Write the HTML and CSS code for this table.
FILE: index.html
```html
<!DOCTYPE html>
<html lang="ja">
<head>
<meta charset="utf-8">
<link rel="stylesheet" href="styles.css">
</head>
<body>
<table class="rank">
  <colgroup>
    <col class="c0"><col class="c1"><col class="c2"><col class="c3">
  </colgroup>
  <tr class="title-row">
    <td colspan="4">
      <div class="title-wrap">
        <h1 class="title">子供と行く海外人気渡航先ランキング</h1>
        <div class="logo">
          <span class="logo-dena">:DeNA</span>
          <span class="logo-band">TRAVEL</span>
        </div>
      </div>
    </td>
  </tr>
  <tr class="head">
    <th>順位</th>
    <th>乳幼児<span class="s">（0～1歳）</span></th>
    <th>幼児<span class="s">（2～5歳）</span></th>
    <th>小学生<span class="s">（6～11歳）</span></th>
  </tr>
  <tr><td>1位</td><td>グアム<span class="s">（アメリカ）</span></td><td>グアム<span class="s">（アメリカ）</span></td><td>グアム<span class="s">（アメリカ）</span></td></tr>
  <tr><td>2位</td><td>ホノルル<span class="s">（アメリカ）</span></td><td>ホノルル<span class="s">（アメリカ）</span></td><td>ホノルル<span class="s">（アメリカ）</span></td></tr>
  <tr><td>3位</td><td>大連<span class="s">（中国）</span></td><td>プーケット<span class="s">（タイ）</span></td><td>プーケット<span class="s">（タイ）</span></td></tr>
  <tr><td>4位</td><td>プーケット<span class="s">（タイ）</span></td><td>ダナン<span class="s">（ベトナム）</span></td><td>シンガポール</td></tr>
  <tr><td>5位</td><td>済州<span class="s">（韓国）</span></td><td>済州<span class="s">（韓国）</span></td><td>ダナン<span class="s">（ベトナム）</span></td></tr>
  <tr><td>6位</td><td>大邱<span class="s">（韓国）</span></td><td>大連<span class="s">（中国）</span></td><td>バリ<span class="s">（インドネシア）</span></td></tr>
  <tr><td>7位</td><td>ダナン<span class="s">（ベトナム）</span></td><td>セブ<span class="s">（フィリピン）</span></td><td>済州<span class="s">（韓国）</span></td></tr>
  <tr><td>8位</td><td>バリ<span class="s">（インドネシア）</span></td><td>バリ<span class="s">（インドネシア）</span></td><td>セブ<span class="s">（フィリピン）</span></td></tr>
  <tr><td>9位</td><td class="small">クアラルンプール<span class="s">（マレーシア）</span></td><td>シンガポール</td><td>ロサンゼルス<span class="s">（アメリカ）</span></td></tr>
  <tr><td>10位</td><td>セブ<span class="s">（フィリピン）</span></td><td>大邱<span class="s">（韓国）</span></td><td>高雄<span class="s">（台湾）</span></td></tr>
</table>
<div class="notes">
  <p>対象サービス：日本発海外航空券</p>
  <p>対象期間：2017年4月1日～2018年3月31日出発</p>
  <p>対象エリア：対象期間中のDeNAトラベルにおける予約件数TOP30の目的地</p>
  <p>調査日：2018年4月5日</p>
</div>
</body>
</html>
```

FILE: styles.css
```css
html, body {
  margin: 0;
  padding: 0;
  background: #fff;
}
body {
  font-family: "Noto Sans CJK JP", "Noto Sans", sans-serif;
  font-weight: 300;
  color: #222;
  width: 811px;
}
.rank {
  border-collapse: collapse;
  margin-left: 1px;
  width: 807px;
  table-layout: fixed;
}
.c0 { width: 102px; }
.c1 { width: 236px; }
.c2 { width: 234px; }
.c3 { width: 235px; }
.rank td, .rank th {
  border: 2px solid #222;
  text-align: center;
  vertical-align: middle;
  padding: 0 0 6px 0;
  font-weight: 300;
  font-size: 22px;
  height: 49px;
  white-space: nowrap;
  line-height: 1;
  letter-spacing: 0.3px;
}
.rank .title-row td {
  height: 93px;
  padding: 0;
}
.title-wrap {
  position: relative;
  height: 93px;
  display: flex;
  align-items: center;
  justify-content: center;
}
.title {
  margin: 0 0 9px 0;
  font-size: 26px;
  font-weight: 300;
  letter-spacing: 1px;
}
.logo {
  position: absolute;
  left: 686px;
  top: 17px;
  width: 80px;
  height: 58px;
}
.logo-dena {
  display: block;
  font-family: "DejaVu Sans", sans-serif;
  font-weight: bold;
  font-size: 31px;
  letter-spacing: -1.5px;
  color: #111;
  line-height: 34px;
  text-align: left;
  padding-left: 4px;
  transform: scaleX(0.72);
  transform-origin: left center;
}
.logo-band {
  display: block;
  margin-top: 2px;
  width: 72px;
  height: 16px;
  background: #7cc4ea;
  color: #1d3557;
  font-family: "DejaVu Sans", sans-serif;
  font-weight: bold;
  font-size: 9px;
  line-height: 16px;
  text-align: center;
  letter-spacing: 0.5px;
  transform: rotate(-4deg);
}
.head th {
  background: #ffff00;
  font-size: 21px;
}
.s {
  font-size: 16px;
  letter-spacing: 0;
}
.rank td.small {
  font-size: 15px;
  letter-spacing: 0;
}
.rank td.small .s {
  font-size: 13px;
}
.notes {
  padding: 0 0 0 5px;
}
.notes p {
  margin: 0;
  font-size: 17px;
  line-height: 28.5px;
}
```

....................

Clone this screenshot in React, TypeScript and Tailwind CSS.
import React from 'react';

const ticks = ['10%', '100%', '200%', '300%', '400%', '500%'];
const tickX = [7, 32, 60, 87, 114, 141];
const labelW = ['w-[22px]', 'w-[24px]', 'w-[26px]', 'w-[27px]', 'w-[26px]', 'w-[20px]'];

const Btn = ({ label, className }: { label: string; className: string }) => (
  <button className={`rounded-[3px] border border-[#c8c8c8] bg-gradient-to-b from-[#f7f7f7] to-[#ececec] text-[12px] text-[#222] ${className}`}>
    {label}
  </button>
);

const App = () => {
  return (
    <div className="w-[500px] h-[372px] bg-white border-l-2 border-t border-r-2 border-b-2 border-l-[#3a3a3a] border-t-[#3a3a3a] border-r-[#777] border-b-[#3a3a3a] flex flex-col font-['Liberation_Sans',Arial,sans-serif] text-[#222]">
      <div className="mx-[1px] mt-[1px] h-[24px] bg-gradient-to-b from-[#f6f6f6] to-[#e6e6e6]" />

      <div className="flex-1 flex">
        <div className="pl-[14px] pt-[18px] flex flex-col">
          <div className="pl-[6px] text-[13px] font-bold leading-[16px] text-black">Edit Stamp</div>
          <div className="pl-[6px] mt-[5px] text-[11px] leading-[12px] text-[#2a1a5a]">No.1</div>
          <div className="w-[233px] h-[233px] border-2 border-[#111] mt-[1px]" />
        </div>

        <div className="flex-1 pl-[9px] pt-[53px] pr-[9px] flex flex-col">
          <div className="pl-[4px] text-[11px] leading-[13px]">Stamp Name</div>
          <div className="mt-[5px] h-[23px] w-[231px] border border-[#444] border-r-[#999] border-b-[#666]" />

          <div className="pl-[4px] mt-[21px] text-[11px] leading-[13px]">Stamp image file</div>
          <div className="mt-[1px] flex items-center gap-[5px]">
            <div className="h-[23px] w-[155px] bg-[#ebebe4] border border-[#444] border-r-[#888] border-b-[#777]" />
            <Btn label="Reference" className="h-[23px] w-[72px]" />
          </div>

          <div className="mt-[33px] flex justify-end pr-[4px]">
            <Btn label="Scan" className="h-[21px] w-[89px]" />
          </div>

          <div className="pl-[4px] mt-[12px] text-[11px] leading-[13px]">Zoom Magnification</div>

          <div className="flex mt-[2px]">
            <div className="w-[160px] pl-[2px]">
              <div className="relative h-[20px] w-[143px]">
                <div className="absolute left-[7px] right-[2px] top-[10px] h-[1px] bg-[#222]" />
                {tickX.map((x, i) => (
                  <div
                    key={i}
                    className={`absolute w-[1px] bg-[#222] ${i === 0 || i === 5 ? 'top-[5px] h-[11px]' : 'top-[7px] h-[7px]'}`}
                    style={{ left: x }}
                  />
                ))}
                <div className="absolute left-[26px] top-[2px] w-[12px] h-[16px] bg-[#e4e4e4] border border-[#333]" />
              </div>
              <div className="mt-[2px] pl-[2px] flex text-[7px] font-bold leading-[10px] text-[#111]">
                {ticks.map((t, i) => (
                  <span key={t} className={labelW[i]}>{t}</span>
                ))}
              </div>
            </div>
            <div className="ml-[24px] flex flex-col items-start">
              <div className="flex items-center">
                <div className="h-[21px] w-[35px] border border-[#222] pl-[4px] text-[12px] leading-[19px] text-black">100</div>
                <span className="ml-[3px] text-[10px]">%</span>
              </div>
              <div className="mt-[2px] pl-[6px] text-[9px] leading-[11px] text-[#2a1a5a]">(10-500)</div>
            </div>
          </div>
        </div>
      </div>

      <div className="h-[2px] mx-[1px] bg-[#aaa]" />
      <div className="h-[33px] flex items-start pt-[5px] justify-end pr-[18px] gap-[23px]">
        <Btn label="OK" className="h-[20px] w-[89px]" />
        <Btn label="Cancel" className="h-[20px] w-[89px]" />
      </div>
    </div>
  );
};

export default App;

....................

AIM OF THE EXERCISE – Where a line of the records above holds the word "this", copy that line.

TASK RESULT –
Write the HTML and CSS code for this table.
Clone this screenshot in React, TypeScript and Tailwind CSS.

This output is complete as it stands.